* [Records supplied]
____
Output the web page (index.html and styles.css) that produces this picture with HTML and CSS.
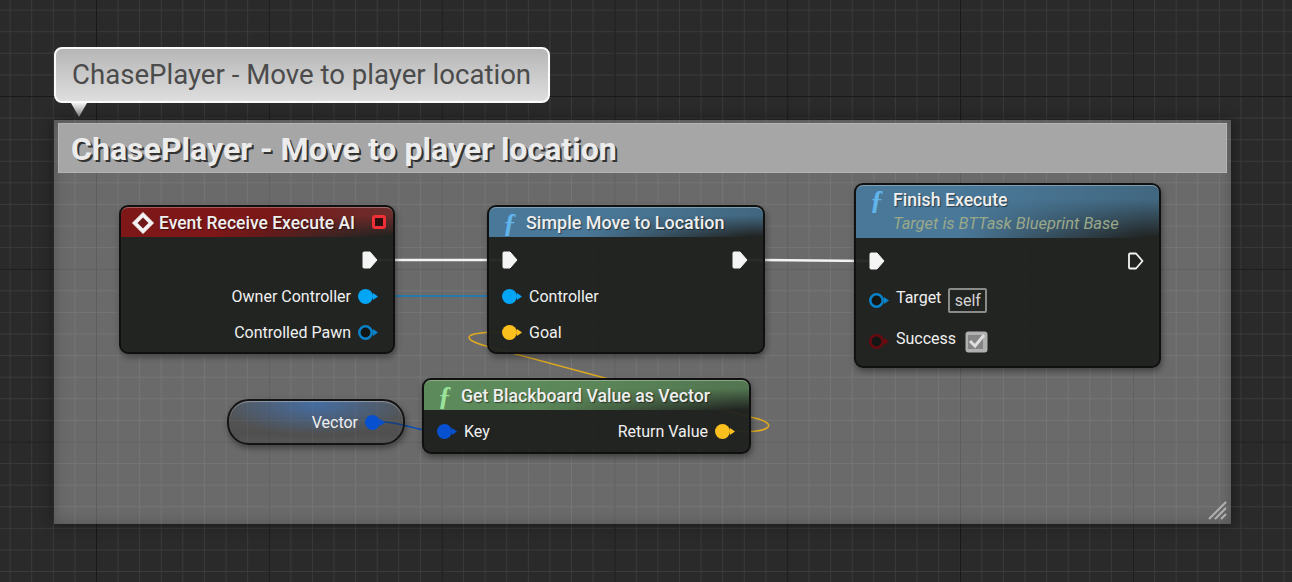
____
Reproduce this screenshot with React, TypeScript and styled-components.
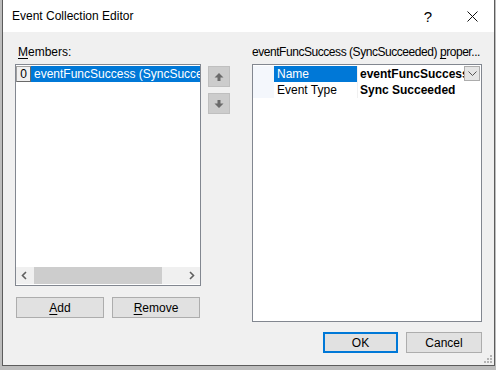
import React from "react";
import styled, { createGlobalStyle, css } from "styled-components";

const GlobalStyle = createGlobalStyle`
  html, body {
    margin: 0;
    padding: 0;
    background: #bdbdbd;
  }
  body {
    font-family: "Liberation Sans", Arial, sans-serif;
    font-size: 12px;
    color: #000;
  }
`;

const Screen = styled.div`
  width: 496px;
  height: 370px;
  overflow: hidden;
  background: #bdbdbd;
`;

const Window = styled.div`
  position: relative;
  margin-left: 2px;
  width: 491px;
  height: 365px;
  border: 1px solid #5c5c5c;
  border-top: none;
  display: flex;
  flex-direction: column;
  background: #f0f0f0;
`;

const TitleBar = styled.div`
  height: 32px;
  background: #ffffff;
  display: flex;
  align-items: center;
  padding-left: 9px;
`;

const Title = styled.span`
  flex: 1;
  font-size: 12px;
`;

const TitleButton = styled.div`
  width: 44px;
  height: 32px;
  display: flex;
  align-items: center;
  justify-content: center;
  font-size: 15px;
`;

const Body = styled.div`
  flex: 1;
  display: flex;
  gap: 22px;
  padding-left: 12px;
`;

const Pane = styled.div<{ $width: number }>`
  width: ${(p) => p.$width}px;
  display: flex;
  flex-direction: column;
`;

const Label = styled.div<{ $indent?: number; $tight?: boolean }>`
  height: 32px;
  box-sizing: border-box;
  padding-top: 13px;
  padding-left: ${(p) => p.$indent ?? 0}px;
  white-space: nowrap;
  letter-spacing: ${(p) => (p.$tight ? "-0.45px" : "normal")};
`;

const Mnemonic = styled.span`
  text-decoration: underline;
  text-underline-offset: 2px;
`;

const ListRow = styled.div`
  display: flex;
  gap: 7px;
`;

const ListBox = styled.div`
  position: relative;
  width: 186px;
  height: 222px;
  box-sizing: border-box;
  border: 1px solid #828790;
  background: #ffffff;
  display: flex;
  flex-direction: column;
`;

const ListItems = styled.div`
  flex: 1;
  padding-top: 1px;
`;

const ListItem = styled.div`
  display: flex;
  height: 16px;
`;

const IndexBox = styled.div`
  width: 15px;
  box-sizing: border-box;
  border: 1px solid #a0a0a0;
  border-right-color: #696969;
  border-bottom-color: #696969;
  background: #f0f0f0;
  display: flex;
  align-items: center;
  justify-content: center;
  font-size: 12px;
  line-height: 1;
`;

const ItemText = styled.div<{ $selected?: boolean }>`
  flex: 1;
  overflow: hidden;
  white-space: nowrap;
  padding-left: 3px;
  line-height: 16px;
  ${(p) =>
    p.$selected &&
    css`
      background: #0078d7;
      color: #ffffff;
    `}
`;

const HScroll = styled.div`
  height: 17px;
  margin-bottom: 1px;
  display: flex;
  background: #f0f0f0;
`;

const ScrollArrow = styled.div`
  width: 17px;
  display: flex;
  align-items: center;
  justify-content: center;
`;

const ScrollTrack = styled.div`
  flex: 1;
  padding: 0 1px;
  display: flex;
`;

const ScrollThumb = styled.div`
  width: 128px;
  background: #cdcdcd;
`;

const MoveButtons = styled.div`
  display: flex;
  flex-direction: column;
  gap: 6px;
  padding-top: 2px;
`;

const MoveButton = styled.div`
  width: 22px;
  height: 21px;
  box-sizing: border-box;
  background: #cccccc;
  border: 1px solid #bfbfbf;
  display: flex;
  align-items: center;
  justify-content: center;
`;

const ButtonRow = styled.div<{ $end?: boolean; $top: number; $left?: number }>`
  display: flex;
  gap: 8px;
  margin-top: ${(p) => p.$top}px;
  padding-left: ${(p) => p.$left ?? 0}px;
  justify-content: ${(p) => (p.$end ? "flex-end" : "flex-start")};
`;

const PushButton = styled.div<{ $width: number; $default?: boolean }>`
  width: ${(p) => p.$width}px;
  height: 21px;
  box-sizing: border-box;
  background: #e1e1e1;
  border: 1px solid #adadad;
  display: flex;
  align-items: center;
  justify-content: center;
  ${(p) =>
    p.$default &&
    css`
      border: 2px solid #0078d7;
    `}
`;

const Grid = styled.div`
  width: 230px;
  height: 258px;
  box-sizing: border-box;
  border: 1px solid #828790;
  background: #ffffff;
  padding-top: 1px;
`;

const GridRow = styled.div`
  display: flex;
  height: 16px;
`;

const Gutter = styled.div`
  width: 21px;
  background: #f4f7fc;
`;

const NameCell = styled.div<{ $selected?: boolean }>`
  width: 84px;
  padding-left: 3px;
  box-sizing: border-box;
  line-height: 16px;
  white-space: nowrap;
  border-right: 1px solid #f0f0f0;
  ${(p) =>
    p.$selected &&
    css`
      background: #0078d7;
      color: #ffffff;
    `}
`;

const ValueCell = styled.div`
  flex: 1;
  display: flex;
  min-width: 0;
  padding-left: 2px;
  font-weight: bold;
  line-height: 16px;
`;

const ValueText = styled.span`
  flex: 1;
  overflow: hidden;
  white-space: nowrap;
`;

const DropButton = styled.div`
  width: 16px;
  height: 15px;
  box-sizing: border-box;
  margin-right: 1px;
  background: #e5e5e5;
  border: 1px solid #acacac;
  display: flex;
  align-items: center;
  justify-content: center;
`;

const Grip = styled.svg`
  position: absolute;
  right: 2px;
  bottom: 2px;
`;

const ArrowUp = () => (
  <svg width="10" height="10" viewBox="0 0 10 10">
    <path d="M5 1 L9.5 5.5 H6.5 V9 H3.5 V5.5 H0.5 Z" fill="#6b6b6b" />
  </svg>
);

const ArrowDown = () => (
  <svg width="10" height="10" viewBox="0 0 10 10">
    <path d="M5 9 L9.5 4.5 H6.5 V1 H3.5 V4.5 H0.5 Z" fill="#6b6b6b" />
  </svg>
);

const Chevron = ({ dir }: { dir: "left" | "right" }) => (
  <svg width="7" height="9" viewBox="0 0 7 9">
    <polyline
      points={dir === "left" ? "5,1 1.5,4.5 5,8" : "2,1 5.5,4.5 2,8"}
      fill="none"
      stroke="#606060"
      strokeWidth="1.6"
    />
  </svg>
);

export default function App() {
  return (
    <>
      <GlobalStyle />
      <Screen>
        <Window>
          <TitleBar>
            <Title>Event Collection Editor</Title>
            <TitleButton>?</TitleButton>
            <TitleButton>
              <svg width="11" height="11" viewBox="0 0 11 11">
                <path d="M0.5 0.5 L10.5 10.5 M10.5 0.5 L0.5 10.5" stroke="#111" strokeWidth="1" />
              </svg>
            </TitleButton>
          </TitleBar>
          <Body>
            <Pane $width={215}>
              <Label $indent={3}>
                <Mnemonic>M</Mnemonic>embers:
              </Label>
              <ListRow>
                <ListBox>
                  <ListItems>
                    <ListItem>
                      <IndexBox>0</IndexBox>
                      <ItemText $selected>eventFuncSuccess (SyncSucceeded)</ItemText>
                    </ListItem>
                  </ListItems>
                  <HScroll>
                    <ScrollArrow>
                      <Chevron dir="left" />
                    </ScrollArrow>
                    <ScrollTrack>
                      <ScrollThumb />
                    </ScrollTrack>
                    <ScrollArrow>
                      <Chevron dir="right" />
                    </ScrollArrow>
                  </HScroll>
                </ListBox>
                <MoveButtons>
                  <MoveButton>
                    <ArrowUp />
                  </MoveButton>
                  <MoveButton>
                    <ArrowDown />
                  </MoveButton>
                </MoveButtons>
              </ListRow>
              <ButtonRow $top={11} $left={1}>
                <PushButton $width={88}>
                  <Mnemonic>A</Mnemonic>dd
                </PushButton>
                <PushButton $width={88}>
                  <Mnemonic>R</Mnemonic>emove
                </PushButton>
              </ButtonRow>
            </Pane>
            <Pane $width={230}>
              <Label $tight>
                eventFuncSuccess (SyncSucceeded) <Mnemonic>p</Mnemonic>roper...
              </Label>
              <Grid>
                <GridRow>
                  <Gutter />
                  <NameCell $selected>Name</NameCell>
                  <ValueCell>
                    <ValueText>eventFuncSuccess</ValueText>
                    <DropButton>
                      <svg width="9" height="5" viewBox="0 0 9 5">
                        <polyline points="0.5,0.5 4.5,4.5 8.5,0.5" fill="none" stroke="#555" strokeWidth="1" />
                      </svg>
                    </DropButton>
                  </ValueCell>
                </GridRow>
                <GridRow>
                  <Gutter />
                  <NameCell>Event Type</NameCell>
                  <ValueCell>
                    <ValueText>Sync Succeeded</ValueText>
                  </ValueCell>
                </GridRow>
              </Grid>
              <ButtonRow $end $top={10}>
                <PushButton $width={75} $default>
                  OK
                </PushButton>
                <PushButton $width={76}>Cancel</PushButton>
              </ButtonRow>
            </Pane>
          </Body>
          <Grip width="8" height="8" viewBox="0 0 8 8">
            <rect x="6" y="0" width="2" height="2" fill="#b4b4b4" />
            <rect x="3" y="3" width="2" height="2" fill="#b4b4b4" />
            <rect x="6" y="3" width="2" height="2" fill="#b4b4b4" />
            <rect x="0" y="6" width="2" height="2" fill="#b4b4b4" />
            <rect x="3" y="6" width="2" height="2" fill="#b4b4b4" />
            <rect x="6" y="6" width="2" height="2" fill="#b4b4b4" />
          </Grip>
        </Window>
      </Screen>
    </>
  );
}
____
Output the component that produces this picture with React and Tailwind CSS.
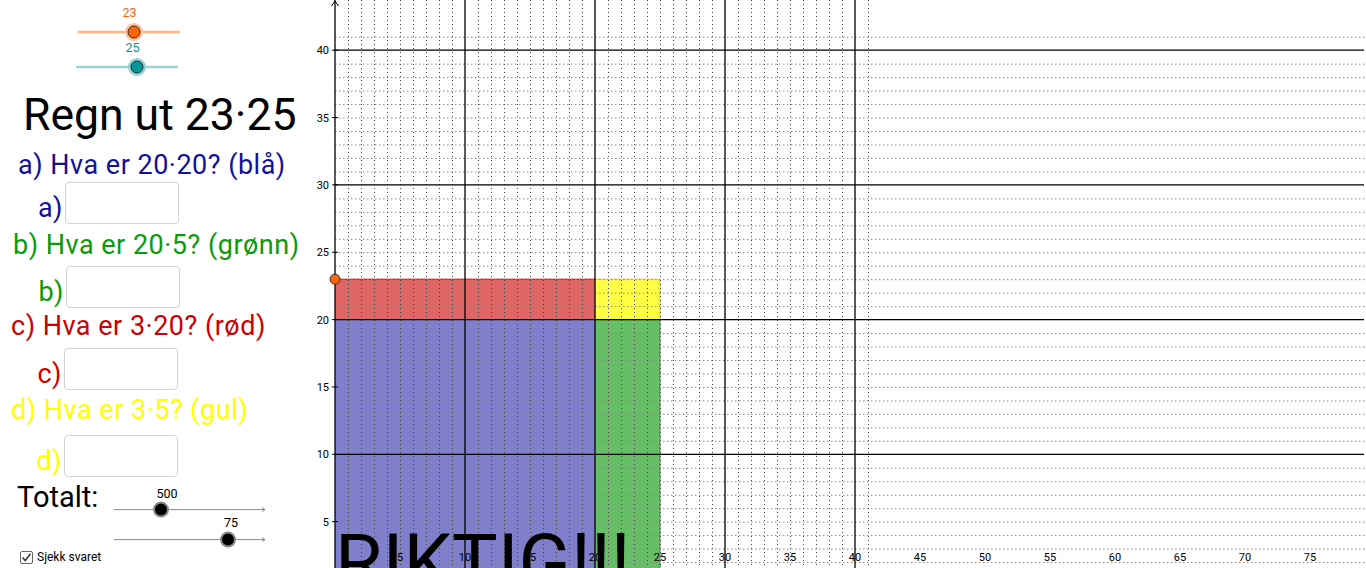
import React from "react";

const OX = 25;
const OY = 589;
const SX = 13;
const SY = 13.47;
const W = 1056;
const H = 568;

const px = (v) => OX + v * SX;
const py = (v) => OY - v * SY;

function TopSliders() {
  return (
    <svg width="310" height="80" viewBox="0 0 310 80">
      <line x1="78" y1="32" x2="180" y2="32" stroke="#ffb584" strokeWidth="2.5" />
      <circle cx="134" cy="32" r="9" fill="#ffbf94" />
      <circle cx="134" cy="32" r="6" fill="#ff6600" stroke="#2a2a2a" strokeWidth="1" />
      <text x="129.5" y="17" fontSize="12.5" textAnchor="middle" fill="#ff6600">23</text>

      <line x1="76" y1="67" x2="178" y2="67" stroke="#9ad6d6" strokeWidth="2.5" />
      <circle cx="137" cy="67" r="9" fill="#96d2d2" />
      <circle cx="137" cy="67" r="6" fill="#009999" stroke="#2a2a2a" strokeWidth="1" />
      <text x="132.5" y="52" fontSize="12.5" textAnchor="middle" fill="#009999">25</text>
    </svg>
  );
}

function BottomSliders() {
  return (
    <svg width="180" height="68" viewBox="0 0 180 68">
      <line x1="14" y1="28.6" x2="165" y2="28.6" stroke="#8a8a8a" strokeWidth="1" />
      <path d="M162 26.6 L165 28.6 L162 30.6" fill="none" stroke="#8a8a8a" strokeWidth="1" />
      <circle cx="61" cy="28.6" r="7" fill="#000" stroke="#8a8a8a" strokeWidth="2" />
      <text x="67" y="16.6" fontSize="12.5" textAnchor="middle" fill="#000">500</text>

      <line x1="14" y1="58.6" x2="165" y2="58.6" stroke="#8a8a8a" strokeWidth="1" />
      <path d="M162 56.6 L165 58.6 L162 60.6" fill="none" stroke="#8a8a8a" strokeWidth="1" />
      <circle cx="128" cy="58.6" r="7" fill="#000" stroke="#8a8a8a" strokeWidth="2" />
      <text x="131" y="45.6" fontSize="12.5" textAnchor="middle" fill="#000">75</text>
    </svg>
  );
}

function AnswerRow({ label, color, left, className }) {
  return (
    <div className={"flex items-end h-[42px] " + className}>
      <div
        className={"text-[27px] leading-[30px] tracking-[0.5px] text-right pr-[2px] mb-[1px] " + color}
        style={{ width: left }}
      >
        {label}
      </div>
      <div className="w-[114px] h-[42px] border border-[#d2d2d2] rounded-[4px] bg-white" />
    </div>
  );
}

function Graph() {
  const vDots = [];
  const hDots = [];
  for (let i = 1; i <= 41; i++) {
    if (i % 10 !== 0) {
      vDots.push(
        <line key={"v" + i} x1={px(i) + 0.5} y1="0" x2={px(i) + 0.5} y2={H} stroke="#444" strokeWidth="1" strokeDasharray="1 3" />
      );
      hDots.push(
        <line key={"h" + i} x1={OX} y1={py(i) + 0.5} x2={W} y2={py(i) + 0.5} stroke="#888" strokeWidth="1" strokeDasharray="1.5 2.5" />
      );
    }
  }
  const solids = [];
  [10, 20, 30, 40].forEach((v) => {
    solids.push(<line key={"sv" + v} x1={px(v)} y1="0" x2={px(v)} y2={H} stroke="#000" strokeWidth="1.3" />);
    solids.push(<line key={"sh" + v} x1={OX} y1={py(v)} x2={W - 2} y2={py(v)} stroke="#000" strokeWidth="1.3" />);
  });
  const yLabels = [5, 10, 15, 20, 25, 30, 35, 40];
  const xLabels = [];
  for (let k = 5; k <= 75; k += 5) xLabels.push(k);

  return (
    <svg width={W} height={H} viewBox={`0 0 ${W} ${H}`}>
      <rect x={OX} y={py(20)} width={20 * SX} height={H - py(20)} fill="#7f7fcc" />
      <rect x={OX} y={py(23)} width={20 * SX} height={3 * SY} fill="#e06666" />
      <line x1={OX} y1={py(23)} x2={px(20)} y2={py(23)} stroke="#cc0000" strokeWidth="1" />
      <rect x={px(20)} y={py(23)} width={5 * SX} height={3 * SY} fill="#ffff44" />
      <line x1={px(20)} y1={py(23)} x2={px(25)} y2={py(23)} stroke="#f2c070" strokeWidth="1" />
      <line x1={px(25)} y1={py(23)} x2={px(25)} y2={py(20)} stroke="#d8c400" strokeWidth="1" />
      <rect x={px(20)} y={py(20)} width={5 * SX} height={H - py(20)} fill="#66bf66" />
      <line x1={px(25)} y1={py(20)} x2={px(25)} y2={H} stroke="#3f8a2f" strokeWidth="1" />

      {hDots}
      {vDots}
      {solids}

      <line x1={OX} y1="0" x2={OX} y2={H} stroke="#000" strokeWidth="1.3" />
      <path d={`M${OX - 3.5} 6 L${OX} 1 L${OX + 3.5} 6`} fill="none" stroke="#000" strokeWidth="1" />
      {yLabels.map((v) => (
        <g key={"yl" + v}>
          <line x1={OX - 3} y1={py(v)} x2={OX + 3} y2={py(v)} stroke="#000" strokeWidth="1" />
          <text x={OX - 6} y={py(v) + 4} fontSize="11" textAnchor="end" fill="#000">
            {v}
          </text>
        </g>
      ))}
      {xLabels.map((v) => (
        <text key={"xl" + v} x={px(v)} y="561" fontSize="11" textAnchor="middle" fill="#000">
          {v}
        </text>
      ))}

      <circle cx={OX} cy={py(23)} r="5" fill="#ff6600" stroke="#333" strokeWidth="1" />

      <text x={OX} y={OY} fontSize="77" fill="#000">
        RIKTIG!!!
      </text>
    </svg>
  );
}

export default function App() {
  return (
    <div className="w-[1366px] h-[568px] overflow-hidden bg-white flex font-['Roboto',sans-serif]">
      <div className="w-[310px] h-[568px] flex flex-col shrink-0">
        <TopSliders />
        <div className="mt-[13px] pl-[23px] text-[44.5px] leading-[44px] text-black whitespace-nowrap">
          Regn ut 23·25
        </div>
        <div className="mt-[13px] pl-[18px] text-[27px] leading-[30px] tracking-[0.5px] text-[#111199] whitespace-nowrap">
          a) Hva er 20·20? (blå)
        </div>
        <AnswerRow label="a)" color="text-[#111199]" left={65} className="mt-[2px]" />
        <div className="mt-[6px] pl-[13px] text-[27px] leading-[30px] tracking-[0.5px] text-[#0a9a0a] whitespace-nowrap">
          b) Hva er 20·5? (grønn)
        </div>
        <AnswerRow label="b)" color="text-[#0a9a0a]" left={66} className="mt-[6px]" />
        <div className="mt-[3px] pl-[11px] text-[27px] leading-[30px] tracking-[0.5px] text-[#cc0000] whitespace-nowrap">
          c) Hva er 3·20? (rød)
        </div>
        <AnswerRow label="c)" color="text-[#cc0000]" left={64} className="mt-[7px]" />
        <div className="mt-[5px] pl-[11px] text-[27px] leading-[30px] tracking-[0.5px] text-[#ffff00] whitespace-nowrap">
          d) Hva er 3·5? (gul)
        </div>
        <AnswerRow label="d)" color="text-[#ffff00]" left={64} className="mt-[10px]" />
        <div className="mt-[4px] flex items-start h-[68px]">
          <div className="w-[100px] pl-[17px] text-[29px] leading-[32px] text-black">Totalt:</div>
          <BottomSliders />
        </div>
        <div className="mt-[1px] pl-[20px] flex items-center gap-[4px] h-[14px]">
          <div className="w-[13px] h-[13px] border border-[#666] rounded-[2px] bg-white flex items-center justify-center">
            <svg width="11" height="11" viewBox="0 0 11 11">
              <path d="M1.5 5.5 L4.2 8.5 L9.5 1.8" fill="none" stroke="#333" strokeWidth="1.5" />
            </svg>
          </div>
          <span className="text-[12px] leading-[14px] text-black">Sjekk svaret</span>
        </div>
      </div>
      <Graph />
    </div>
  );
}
____
* [What you have to do] Your task is to gather every line with the word "produces" and copy it.

* [Answer below]
Output the web page (index.html and styles.css) that produces this picture with HTML and CSS.
Output the component that produces this picture with React and Tailwind CSS.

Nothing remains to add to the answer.